The fifth in a series of quarterly surveys, the Millsaps College/Chism Strategies State of the State Survey finds that 64% of voters want their political leaders to compromise and get things done at the expense of sticking to their beliefs, even if little gets done. Voter enthusiasm for political compromise can be seen in the high levels of support for the recently enacted lottery bill that will direct most of the funds raised to repairing roads and bridges, a measure supported by nearly 70% of the Mississippi electorate. Considering the importance of infrastructure to the electorate, 27% of voters say that fixing roads and bridges should be the top priority for the state’s elected leaders.
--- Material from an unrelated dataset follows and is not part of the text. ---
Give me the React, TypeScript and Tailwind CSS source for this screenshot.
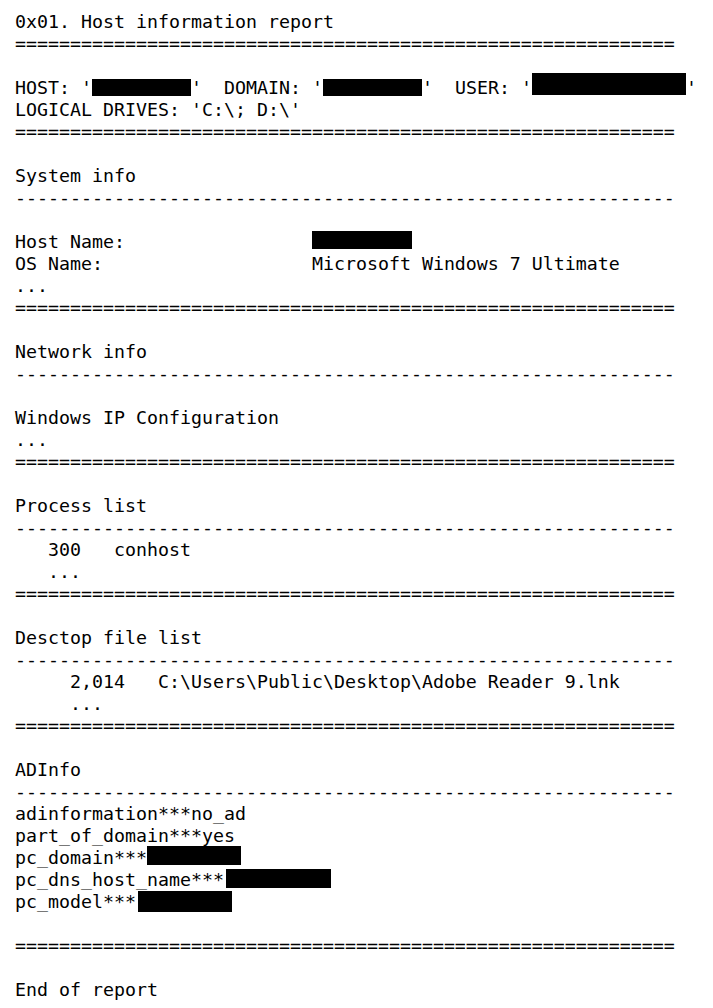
import React from 'react';

const EQ = '='.repeat(60);
const DASH = '-'.repeat(60);

// black redaction block, sits in the text flow
function Redact({ className }: { className: string }) {
  return <span className={`inline-block align-top bg-black ${className}`} />;
}

function Line({ children }: { children?: React.ReactNode }) {
  return <div className="h-[22px] leading-[22px] whitespace-pre">{children ?? ' '}</div>;
}

export default function App() {
  return (
    <div
      className="min-h-screen bg-white text-black pt-[11px] pl-[15px] text-[18.27px]"
      style={{ fontFamily: '"DejaVu Sans Mono", "Liberation Mono", monospace' }}
    >
      <Line>0x01. Host information report</Line>
      <Line>{EQ}</Line>
      <Line />
      <Line>
        HOST: '<Redact className="w-[99px] h-[17px] mt-[2px]" />'  DOMAIN: '
        <Redact className="w-[99px] h-[17px] mt-[2px]" />'  USER: '
        <Redact className="w-[154px] h-[22px] mt-[-4px]" />'
      </Line>
      <Line>LOGICAL DRIVES: 'C:\; D:\'</Line>
      <Line>{EQ}</Line>
      <Line />
      <Line>System info</Line>
      <Line>{DASH}</Line>
      <Line />
      <Line>
        {'Host Name:                 '}
        <Redact className="w-[100px] h-[18px]" />
      </Line>
      <Line>{'OS Name:                   Microsoft Windows 7 Ultimate'}</Line>
      <Line>...</Line>
      <Line>{EQ}</Line>
      <Line />
      <Line>Network info</Line>
      <Line>{DASH}</Line>
      <Line />
      <Line>Windows IP Configuration</Line>
      <Line>...</Line>
      <Line>{EQ}</Line>
      <Line />
      <Line>Process list</Line>
      <Line>{DASH}</Line>
      <Line>{'   300   conhost'}</Line>
      <Line>{'   ...'}</Line>
      <Line>{EQ}</Line>
      <Line />
      <Line>Desctop file list</Line>
      <Line>{DASH}</Line>
      <Line>{'     2,014   C:\\Users\\Public\\Desktop\\Adobe Reader 9.lnk'}</Line>
      <Line>{'     ...'}</Line>
      <Line>{EQ}</Line>
      <Line />
      <Line>ADInfo</Line>
      <Line>{DASH}</Line>
      <Line>adinformation***no_ad</Line>
      <Line>part_of_domain***yes</Line>
      <Line>
        pc_domain***<Redact className="w-[94px] h-[19px] mt-[-1px]" />
      </Line>
      <Line>
        pc_dns_host_name***<Redact className="w-[105px] h-[19px] ml-[2px]" />
      </Line>
      <Line>
        pc_model***<Redact className="w-[94px] h-[21px] ml-[2px]" />
      </Line>
      <Line />
      <Line>{EQ}</Line>
      <Line />
      <Line>End of report</Line>
    </div>
  );
}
When asked how they would prefer supplementing the eventual infrastructure revenue raised by the lottery, 25% of voters favor repealing recently enacted corporate tax breaks, 14% back building toll roads, 14% favor raising state income tax rates for higher wage earners, 12% back raising the state gas tax, and another 7% favor bringing back a vehicle registration fee.
“The message from the voters is rather clear: they like what they saw during the special session where leaders from across the spectrum came together, compromised, and figured out a way to find a new source of revenue for infrastructure,” said Dr. Nathan Shrader, assistant professor of political science and director of American Studies at Millsaps College. “The question is whether the state’s political leaders can continue to demonstrate their ability to work on problems in a way that the voters perceive to be constructive and beneficial to the entire state. Although they still aren’t extremely popular with the voters, the Mississippi Legislature saw a 10-point improvement in its approval rating since July. That is a significant improvement, likely driven by voters who were glad to see them break through the gridlock at the Capitol.”
Other key findings from the Millsaps College-Chism Strategies State of the State Survey:
Voter Enthusiasm, Trust in Government, Civility in Politics
- Only 50% of Mississippi voters are enthusiastic about voting in the upcoming November midterm elections while 43% are either somewhat enthusiastic or not enthusiastic at all.
- Voters are split on which level of government they find the most capable and trustworthy of solving problems. 28% of Mississippians find state government the most capable and trustworthy, 28% believe the same of local government, and 19% think this way of the federal government.
- 62% of voters say that the level of civility in national politics is getting worse, compared to 39% who say that the level of civility in Mississippi politics is worsening.
Elected Official Ratings
- 50% of voters approve of Governor Phil Bryant, while 34% disapprove.
- 37% approve of Lieutenant Governor Tate Reeves, while 32% disapprove.
- Attorney General Jim Hood has a 50% approval rating, while 27% disapprove of him.
- State Auditor Shad White remains largely unknown, as 58% are unsure of him. 27% approve of White, while 15% disapprove.
- State Representative Jay Hughes—a declared candidate for lieutenant governor in 2019—has an approval rating of 26%. 16% disapprove of Hughes, while 58% are unsure.
- President Donald J. Trump’s approval rating in Mississippi is 51%, with 43% disapproving of him.
- 32% approve of the Mississippi Legislature, while 34% disapprove. This represents a 10% increase in approval since the July 2018 State of the State Survey.
- 27% say that fixing the state’s roads and bridges should be the top priority for state officials. This is the fifth consecutive quarter in which this has ranked as the top policy priority for Mississippi voters.
- More funding for public schools (20%) and making healthcare more affordable and accessible (18%) were the second and third highest ranking policy priorities.
“We are pleased to continue this survey series with Millsaps,” said Brad Chism, president of Chism Strategies. “The College is making a positive impact on public policy discussions in Mississippi. Elected leaders have a much clearer picture of what the voters actually want.”
The survey was conducted September 15-16. The sample size of 640 with 65% of interviews conducted via landline and 35% via cell phone. The survey has a Margin of Error of +/-3.86 %. Results were weighted to reflect likely 2018 general election turnout for age, race, gender, and partisanship.